Consider Google’s sneaker example from the WIRED piece: a user tells an agent to buy a pair of shoes if they come back in stock at $100 or less. That sounds trivial, but it contains almost the whole design problem:

the user’s intent must be captured in a durable way
the merchant or payment provider must be able to verify enough of that intent to trust the transaction
not every participant should see every detail
if the agent oversteps, there must be recourse

That is much closer to a delegated-permissions model than to ordinary ecommerce.

The product launches tell the same story from a more operational angle.

Oobit’s Agent Cards are interesting because they make financial scope legible at the credential layer. One agent, one card. One role, one policy set. No shared card floating around an automation stack. That is conceptually cleaner than forcing a finance team to reconstruct which software actor triggered which purchase on a shared account. It also maps surprisingly well to how smart-account people think about delegation: isolate the credential, attach constraints, inspect the logs, and make revocation straightforward.

TON’s Agentic Wallets take the same principle and make it wallet-native. The architecture matters more than the brand. Instead of asking users to let an AI touch their main wallet, the standard gives each agent a dedicated wallet with a bounded balance while the human retains top-level ownership. That is a much healthier answer to the private-key problem than “just trust the assistant not to overreach.”

This is why agent spending is such a useful forcing function. Money punishes imprecision.

A content recommendation can be slightly manipulative and still pass as UX. A task suggestion can be sloppy and still feel harmless. But the moment an agent can spend, the market starts demanding the machinery it should probably have demanded earlier:

hard limits
clearer principals
richer receipts
dispute paths
provable authorization
better revocation

Financial authority turns airy governance rhetoric into systems design.

It also helps explain why payments, wallets, and identity standards are suddenly colliding. FIDO, Google, Mastercard, Visa-linked card products, stablecoin treasuries, and agentic wallets are all circling the same basic problem: how do you let software act financially on behalf of a human or business without either giving it blanket power or reducing it to a glorified checkout form?

That problem does not belong to one ecosystem.

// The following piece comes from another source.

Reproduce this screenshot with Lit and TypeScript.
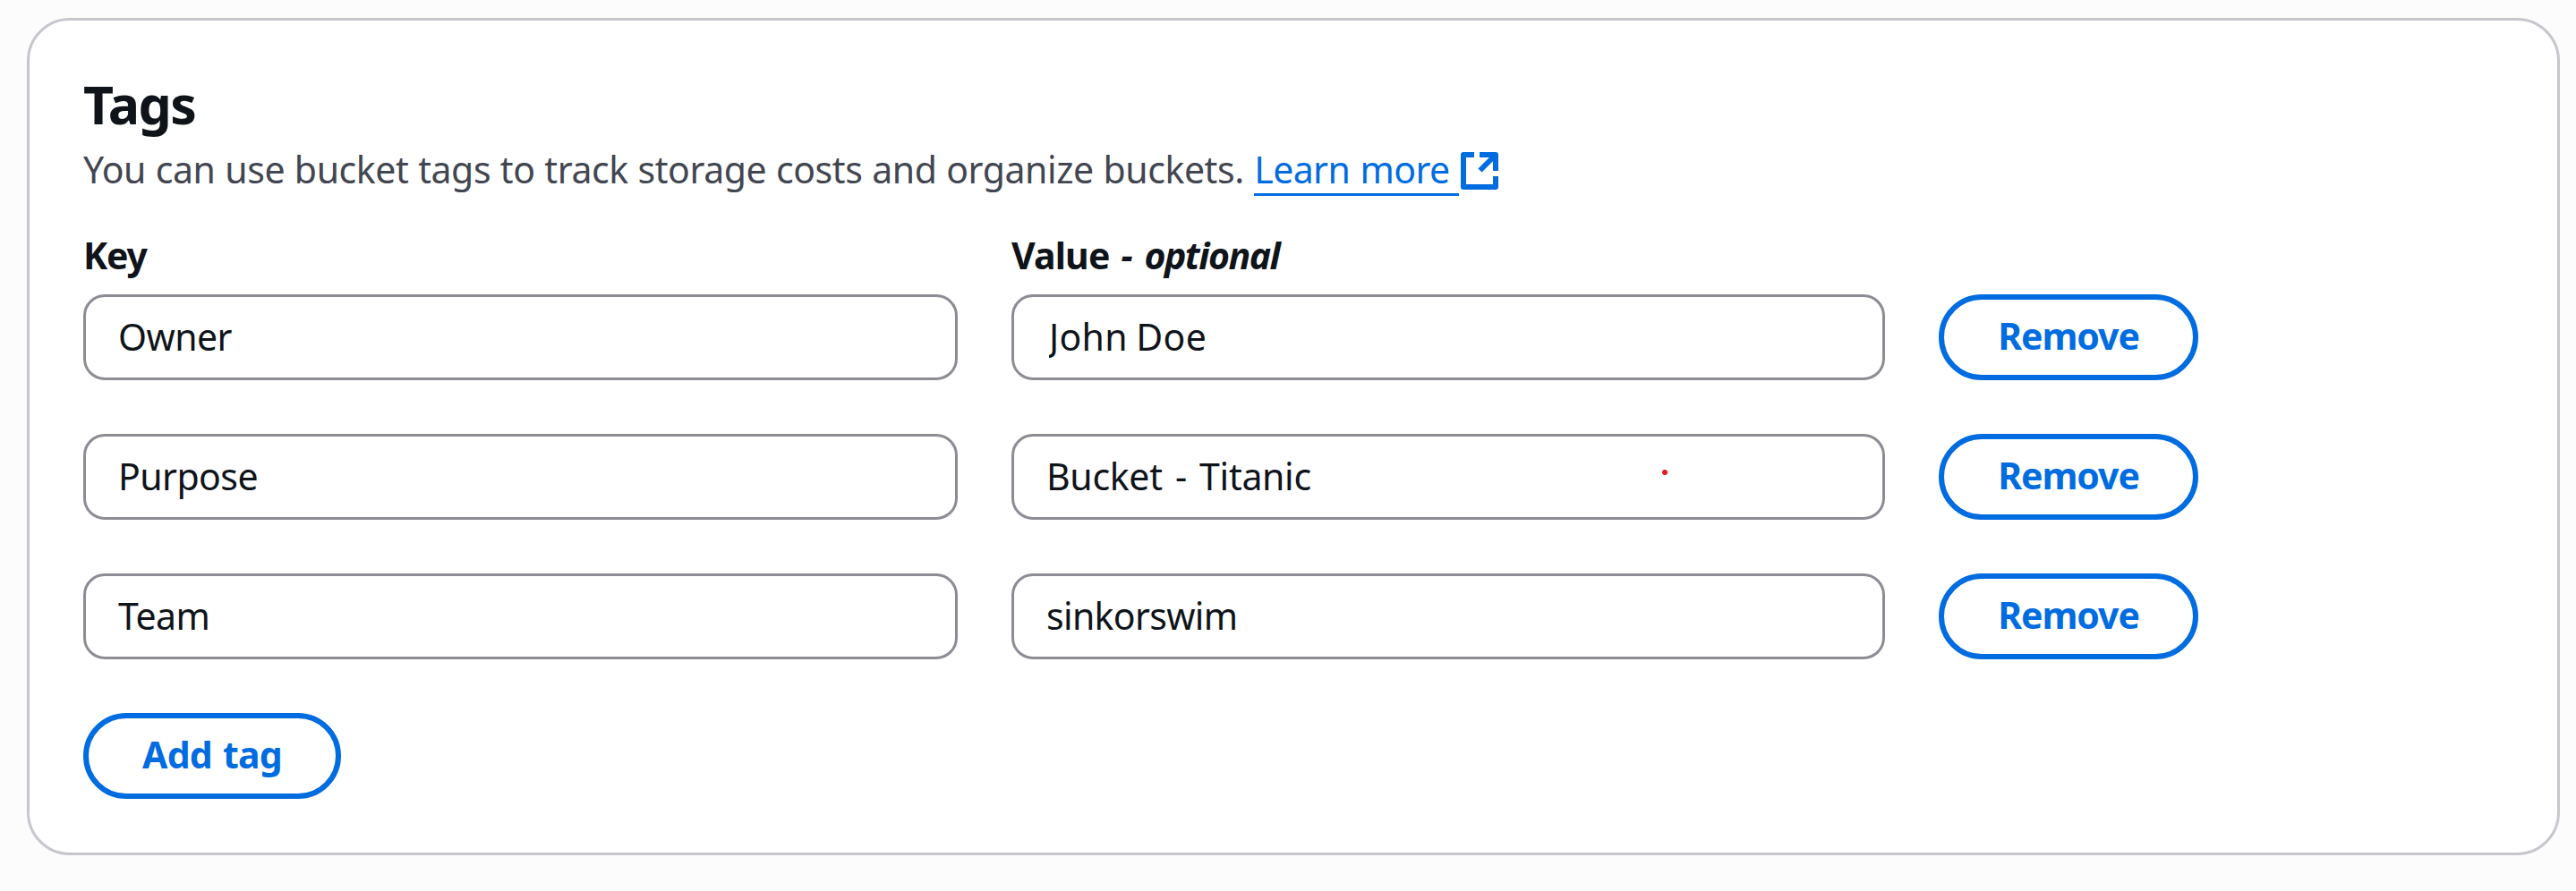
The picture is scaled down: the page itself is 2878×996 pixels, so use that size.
import { LitElement, html, css } from "lit";

interface Tag {
  key: string;
  value: string;
}

class AppRoot extends LitElement {
  static styles = css`
    :host { display: block; box-sizing: border-box; min-height: 996px; padding: 20px 18px 40px 30px; background: #fcfcfd; color: #0f141a; font: 400 41px/60px "Noto Sans", "Open Sans", sans-serif; }
    * { box-sizing: border-box; }
    .card { height: 936px; border: 3px solid #c6c6cd; border-radius: 48px; background: #fff; padding: 57px 60px; }
    h2 { margin: 0 0 7px; font-size: 59px; line-height: 72px; font-weight: 700; letter-spacing: -1.56px; }
    .desc { margin: 0 0 36px; color: #424650; letter-spacing: -0.42px; word-spacing: 0.5px; white-space: nowrap; display: flex; }
    .link { display: inline-flex; color: #006ce0; margin-left: 11.500px; letter-spacing: -0.6px; word-spacing: 1.3px; }
    .label { height: 60px; width: 229px; border-bottom: 3px solid #006ce0; }
    .icon { width: 42px; height: 42px; margin: 11px 0 0 2px; }
    .grid { display: grid; grid-template-columns: 977px 976px 290px; gap: 60px; }
    .heads { font-weight: 700; margin-bottom: 14px; letter-spacing: -0.83px; }
    .opt { letter-spacing: -1.47px; word-spacing: 5px; padding-left: 3px; }
    .key { letter-spacing: -1.19px; }
    .field { position: relative; display: flex; }
    input { width: 100%; height: 96px; border: 3px solid #8c8c94; border-radius: 24px; background: #fff; padding: 0 36px 2px; font: inherit; color: inherit; letter-spacing: -0.55px; outline: none; }
    .value-0 { letter-spacing: 0.3px; word-spacing: -1.5px; padding-left: 39px; }
    .value-1 { letter-spacing: -0.3px; word-spacing: 3.9px; }
    .value-2 { letter-spacing: -0.66px; }
    button { height: 96px; border: 6px solid #006ce0; border-radius: 48px; background: #fff; color: #006ce0; font: inherit; font-weight: 700; padding: 0 0 4px; letter-spacing: -1.08px; }
    .add { width: 288px; margin-top: 60px; letter-spacing: -0.75px; word-spacing: 2px; }
    .dot { position: absolute; left: 727px; top: 40px; width: 6px; height: 6px; border-radius: 50%; background: #e8161d; }
  `;

  tags: Tag[] = [
    { key: "Owner", value: "John Doe" },
    { key: "Purpose", value: "Bucket - Titanic" },
    { key: "Team", value: "sinkorswim" },
  ];

  render() {
    return html`
      <section class="card">
        <h2>Tags</h2>
        <p class="desc">
          <span>You can use bucket tags to track storage costs and organize buckets.</span>
          <a class="link"><span class="label">Learn more</span>
            <svg class="icon" viewBox="0 0 42 42" fill="none" stroke="#006ce0" stroke-width="6">
              <path stroke-linejoin="round" d="M15 3H3v36h36V27" />
              <path stroke-linejoin="round" d="M21 3h18v18" />
              <path d="M38 4L21.500 20.500" />
            </svg></a>
        </p>
        <div class="grid heads"><span class="key">Key</span><span>Value <i class="opt">- optional</i></span></div>
        <div class="grid">
          ${this.tags.map((t, i) => html`
            <div class="field"><input .value=${t.key} /></div>
            <div class="field"><input class="value-${i}" .value=${t.value} />${i === 1 ? html`<span class="dot"></span>` : ""}</div>
            <button>Remove</button>`)}
        </div>
        <button class="add">Add tag</button>
      </section>`;
  }
}
customElements.define("app-root", AppRoot);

Card-based systems will emphasize merchant compatibility, network security perimeters, and enterprise spend controls. Crypto-native systems will emphasize custody minimization, programmable settlement, and wallet-level policy. Standards groups will try to define a shared language for intent and verification. All three are important. None is sufficient alone.

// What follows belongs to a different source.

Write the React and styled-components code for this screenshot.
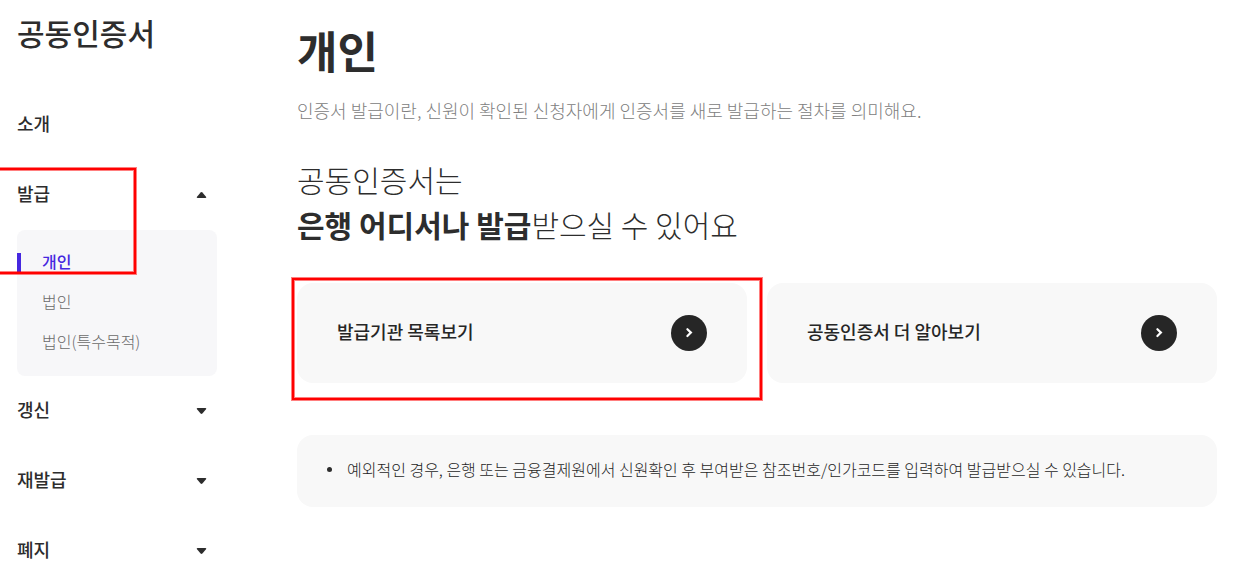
import React from 'react';
import styled, {createGlobalStyle, css} from "styled-components";

const GlobalStyle=createGlobalStyle`
    *{
        box-sizing:border-box;
    }
    body{
        margin:0;
        background:#fff;
        color:#2d2d2d;
        font-family:"Noto Sans CJK KR", "Noto Sans", sans-serif;
    }
    h1, h2, p, ul{
        margin:0;
        padding:0;
    }
    ul{
        list-style:none;
    }
    a{
        color:inherit;
        text-decoration:none;
    }
`;

const Page=styled.div`
    display:flex;
    gap:80px;
    padding:0 34px 0 17px;
    @media (max-width: 760px){
        flex-direction:column;
        gap:40px;
    }
`;

const Sidebar=styled.aside`
    flex:0 0 200px;
    padding-top:10px;
`;

const SidebarTitle=styled.h2`
    margin-bottom:33px;
    font-size:30px;
    font-weight:500;
    line-height:45px;
`;

const MenuItem=styled.li`
    position:relative;
    padding:20px 0;
    &:last-child{
        padding-bottom:0;
    }
`;

const menuText=css`
    display:flex;
    align-items:center;
    justify-content:space-between;
    width:100%;
    font-size:18px;
    font-weight:500;
    line-height:30px;
`;

const MenuLink=styled.a`
    ${menuText}
`;

const MenuButton=styled.button`
    ${menuText}
    padding:0 10px 0 0;
    border:0;
    background:none;
    color:inherit;
    font-family:inherit;
    text-align:left;
    cursor:pointer;
`;

const Arrow=styled.svg`
    width:11px;
    height:12px;
    fill:#2d2d2d;
`;

const SubMenu=styled.ul`
    margin:22px 0 -22px;
    padding:13px 0;
    border-radius:8px;
    background:#f7f7f9;
`;

const SubItem=styled.li`
    display:flex;
    align-items:center;
    height:40px;
`;

const SubLink=styled.a`
    flex:1;
    padding:0 0 4px ${({$active}) => $active ? "21px" : "25px"};
    border-left:${({$active}) => $active ? "4px solid #4628e0" : "0"};
    color:${({$active}) => $active ? "#4628e0" : "#6b6b6b"};
    font-size:16px;
    font-weight:${({$active}) => $active ? 500 : 300};
    line-height:16px;
`;

const Content=styled.main`
    flex:1;
    min-width:0;
    padding-top:17px;
`;

const Title=styled.h1`
    font-size:44px;
    font-weight:700;
    line-height:66px;
`;

const Description=styled.p`
    margin-top:12px;
    color:#808080;
    font-size:18px;
    font-weight:300;
    line-height:30px;
`;

const Headline=styled.h2`
    margin-top:32px;
    font-size:30px;
    font-weight:300;
    line-height:45px;
    strong{
        font-weight:700;
    }
`;

const Cards=styled.div`
    display:grid;
    grid-template-columns:repeat(2, 1fr);
    gap:20px;
    margin-top:36px;
    @media (max-width: 960px){
        grid-template-columns:1fr;
    }
`;

const Card=styled.a`
    position:relative;
    display:flex;
    align-items:center;
    justify-content:space-between;
    padding:32px 40px;
    border-radius:16px;
    background:#f8f8f8;
    color:#262626;
`;

const CardLabel=styled.span`
    padding-bottom:4px;
    font-size:18px;
    font-weight:500;
    line-height:30px;
`;

const Circle=styled.span`
    display:flex;
    align-items:center;
    justify-content:center;
    width:36px;
    height:36px;
    border-radius:50%;
    background:#262626;
`;

const Notice=styled.ul`
    margin-top:52px;
    padding:18px 30px 22px;
    border-radius:16px;
    background:#f8f8f8;
`;

const NoticeItem=styled.li`
    display:flex;
    align-items:center;
    gap:15px;
    color:#1f1f1f;
    font-size:16px;
    font-weight:300;
    line-height:32px;
    &::before{
        content:"";
        flex:none;
        width:5px;
        height:5px;
        border-radius:50%;
        background:#2d2d2d;
    }
`;

// red outline laid over the part that the guide points at
const Marker=styled.span`
    position:absolute;
    border:2px solid #f00;
    box-shadow:0 0 0 1px rgba(255, 0, 0, 0.5), inset 0 0 0 1px rgba(255, 0, 0, 0.5);
    pointer-events:none;
`;

const MenuMarker=styled(Marker)`
    top:10px;
    left:-20px;
    width:139px;
    height:106px;
`;

const CardMarker=styled(Marker)`
    inset:-5px -15px -17px -5px;
`;

const menu=[
    {name:"소개"},
    {name:"발급", open:true, marked:true, children:["개인", "법인", "법인(특수목적)"]},
    {name:"갱신", children:[]},
    {name:"재발급", children:[]},
    {name:"폐지", children:[]},
];

const cards=[
    {name:"발급기관 목록보기", marked:true},
    {name:"공동인증서 더 알아보기"},
];

const arrowUp="M1.7 11h7.6q1.3 0 .9-1L6.4 5.4q-.9-.9-1.8 0L.8 10q-.4 1 .9 1z";
const arrowDown="M1.7 5h7.6q1.3 0 .9 1L6.4 10.6q-.9.9-1.8 0L.8 6q-.4-1 .9-1z";

const App= () => {
    return <>
        <GlobalStyle />
        <Page>
            <Sidebar>
                <SidebarTitle>공동인증서</SidebarTitle>
                <ul>
                    {menu.map((item) => (
                        <MenuItem key={item.name}>
                            {item.children ? (
                                <MenuButton type="button" aria-expanded={!!item.open}>
                                    {item.name}
                                    <Arrow viewBox="0 0 11 12" aria-hidden="true">
                                        <path d={item.open ? arrowUp : arrowDown} />
                                    </Arrow>
                                </MenuButton>
                            ) : (
                                <MenuLink href="#">{item.name}</MenuLink>
                            )}
                            {item.open && (
                                <SubMenu>
                                    {item.children.map((child, i) => (
                                        <SubItem key={child}>
                                            <SubLink href="#" $active={i === 0}>{child}</SubLink>
                                        </SubItem>
                                    ))}
                                </SubMenu>
                            )}
                            {item.marked && <MenuMarker />}
                        </MenuItem>
                    ))}
                </ul>
            </Sidebar>
            <Content>
                <Title>개인</Title>
                <Description>인증서 발급이란, 신원이 확인된 신청자에게 인증서를 새로 발급하는 절차를 의미해요.</Description>
                <Headline>
                    공동인증서는<br />
                    <strong>은행 어디서나 발급</strong>받으실 수 있어요
                </Headline>
                <Cards>
                    {cards.map((card) => (
                        <Card key={card.name} href="#">
                            <CardLabel>{card.name}</CardLabel>
                            <Circle>
                                <svg width="12" height="12" viewBox="0 0 12 12" fill="none" stroke="#fff" strokeWidth="2.2" aria-hidden="true">
                                    <path d="M4.4 2.2l3.5 3.4-3.5 3.4" strokeLinecap="round" />
                                </svg>
                            </Circle>
                            {card.marked && <CardMarker />}
                        </Card>
                    ))}
                </Cards>
                <Notice>
                    <NoticeItem>예외적인 경우, 은행 또는 금융결제원에서 신원확인 후 부여받은 참조번호/인가코드를 입력하여 발급받으실 수 있습니다.</NoticeItem>
                </Notice>
            </Content>
        </Page>
    </>;
}

export default App;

The reason this matters for The Caveat’s core beat is simple: spending is where permissions stop being metaphorical.

In enterprise demos, a lot of people still talk about “trusting the agent” as if trust were a property of model quality. In payment systems, that framing breaks immediately. Trust has to be expressed as a machine-readable budget, scope, proof, and override path. Once that happens, the whole conversation starts looking less like assistant UX and more like delegated authority engineering.

That is the right direction.

The agent economy, if it arrives in any serious form, will not run on vibes. It will run on explicit financial permissions.

The Caveat:

None of this is mature yet. Standards groups move slowly, startup launch coverage tends to flatten implementation details, and many early “agent payment” products still depend on centralized policy servers or legacy rails that limit portability. There is also a real risk that the first generation of controls focuses on spending caps while ignoring richer questions like chained delegation, context changes, or privacy leakage from public receipts. Still, that is exactly why this moment is encouraging. For the first time, the industry is being forced to express agent trust as actual scope instead of aspiration — and money is a much better teacher than hype.